▶ [INSTRUCTIONS FOR THE TASK]: Reproduce nothing but the lines from the start of the material through the line that includes "import React from 'react'", both ends included, and omit every picture.

▶ [COLLECTED DATA]:
* begin *
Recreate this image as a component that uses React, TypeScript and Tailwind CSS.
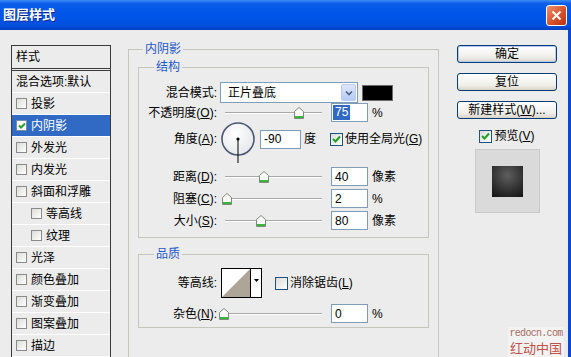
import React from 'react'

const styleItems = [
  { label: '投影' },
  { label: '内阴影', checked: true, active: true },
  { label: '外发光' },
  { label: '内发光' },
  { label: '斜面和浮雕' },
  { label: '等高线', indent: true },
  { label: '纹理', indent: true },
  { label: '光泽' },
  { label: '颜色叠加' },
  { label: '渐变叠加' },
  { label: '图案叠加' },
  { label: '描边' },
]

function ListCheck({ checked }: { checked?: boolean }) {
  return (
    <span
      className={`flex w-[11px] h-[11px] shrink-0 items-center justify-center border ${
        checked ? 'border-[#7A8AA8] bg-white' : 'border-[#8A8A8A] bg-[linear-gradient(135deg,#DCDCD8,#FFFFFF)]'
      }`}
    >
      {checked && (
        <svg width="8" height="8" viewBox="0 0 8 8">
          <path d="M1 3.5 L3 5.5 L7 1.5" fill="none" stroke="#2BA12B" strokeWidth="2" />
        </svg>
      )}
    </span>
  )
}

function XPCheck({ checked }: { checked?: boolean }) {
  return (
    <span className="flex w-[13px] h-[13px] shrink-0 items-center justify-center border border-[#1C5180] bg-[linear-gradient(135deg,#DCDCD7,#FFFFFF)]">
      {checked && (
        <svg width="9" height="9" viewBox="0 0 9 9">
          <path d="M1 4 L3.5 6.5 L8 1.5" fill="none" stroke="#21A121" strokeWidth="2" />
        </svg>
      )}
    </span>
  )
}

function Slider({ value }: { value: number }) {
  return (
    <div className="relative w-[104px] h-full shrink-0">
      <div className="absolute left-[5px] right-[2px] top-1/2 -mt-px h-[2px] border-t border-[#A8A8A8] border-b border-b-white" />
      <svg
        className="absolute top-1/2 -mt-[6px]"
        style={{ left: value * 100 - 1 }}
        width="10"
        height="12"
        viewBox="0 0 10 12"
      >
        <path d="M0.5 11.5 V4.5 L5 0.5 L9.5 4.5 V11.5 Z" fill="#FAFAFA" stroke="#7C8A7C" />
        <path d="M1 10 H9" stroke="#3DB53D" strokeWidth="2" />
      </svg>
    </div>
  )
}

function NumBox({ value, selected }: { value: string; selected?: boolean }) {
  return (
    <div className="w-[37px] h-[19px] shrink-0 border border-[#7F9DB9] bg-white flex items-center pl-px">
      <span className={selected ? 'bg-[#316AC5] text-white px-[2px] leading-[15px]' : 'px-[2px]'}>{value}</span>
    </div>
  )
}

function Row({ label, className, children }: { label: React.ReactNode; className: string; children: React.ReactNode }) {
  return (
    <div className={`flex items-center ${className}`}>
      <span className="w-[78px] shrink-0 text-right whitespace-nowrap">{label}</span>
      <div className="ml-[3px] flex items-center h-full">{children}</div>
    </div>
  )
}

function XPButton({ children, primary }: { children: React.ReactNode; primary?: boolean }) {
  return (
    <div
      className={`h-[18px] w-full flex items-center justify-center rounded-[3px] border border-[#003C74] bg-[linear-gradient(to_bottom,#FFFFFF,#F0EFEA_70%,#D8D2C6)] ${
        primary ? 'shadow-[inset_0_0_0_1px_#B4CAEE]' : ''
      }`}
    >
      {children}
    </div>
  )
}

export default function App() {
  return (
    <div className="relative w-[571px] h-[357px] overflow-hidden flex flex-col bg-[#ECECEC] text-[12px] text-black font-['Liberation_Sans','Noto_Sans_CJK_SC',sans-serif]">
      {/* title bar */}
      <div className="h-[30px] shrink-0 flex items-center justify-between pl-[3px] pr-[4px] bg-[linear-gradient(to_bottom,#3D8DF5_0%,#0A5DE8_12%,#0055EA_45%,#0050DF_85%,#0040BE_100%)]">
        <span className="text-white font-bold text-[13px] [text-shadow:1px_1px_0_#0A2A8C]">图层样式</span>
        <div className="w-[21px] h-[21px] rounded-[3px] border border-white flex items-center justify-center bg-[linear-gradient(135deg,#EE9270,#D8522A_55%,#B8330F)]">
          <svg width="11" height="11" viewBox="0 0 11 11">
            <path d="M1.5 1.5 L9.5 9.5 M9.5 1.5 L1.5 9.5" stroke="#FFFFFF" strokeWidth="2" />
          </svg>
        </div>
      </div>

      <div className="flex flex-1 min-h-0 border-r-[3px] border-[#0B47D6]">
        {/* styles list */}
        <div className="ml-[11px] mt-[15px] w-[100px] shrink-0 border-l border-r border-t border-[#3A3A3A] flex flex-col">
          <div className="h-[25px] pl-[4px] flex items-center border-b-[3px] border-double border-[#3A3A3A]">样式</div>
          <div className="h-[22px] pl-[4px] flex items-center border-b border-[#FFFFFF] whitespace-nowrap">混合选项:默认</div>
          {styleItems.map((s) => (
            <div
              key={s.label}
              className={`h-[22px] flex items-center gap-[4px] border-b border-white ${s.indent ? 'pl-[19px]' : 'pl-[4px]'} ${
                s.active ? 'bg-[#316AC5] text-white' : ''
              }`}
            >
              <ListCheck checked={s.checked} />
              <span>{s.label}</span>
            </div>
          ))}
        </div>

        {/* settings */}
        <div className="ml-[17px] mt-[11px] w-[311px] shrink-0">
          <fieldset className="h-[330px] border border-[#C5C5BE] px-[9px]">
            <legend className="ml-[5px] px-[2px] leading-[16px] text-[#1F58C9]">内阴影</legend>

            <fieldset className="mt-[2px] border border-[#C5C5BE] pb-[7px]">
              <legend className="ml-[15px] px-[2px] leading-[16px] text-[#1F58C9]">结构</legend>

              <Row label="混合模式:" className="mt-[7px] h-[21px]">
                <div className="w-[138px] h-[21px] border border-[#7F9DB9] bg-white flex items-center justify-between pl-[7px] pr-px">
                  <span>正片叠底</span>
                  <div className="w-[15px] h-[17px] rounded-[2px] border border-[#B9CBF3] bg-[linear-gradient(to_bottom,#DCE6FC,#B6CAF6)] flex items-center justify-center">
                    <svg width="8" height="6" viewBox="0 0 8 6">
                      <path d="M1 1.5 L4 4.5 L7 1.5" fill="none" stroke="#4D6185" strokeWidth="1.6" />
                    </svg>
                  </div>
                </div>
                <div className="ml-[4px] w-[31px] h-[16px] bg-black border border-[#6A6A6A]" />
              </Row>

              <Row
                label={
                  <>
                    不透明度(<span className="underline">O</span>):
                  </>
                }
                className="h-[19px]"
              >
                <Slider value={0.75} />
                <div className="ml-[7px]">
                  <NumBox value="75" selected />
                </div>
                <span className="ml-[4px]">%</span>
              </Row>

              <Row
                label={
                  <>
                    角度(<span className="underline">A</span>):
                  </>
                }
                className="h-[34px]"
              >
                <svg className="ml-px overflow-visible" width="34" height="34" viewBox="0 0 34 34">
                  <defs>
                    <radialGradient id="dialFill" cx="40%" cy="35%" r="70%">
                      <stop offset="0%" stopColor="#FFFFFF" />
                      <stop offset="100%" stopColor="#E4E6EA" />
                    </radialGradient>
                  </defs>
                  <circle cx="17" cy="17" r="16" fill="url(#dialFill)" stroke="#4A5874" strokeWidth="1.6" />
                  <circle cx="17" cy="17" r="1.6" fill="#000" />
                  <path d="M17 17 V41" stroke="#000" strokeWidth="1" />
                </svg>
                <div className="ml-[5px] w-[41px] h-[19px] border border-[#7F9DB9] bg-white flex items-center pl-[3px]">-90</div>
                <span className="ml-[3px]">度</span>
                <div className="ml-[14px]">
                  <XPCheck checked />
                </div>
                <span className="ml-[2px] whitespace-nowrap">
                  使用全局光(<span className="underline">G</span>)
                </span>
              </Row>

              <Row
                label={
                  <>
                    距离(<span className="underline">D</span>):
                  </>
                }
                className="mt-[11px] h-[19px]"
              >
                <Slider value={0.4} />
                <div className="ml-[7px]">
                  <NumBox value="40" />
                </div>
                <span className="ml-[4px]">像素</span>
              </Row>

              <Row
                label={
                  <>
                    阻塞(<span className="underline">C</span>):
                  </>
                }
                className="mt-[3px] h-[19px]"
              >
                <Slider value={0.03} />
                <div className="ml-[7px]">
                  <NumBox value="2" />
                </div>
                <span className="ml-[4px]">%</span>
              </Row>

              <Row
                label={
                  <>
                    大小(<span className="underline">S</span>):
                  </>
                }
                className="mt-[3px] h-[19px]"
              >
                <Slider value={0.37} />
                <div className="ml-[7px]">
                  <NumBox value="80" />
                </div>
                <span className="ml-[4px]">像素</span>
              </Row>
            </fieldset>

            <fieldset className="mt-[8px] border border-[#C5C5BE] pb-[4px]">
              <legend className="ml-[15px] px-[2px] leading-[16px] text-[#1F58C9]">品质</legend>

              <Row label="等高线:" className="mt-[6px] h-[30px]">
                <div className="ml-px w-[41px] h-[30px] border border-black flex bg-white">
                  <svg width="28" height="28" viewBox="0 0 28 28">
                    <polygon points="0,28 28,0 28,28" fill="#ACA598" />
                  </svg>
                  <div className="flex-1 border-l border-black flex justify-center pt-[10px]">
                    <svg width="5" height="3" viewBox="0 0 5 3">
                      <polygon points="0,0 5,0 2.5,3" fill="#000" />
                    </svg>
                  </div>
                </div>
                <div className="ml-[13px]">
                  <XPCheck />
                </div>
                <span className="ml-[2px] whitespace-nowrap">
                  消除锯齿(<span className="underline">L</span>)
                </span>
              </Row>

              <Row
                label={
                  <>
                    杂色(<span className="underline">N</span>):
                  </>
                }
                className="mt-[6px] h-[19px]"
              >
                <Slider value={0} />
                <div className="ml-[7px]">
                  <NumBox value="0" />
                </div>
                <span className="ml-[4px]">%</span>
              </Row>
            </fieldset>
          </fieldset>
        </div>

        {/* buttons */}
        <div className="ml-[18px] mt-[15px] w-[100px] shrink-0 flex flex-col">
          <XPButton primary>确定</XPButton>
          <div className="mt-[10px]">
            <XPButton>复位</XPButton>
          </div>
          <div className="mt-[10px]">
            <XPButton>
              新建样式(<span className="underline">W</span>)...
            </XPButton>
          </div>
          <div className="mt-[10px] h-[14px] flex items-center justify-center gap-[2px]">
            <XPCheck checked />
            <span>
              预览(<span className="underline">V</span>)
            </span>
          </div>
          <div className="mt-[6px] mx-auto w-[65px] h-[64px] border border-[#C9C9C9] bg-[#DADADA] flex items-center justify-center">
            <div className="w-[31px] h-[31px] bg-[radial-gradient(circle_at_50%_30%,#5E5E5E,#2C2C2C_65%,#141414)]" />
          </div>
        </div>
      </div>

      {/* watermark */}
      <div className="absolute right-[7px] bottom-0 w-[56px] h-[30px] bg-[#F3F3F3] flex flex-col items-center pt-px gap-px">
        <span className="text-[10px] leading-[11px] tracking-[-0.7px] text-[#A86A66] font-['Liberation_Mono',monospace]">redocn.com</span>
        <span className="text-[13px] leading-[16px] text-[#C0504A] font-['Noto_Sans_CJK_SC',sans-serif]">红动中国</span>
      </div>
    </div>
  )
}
* end *
▶ [RESULT BELOW]:
Recreate this image as a component that uses React, TypeScript and Tailwind CSS.
import React from 'react'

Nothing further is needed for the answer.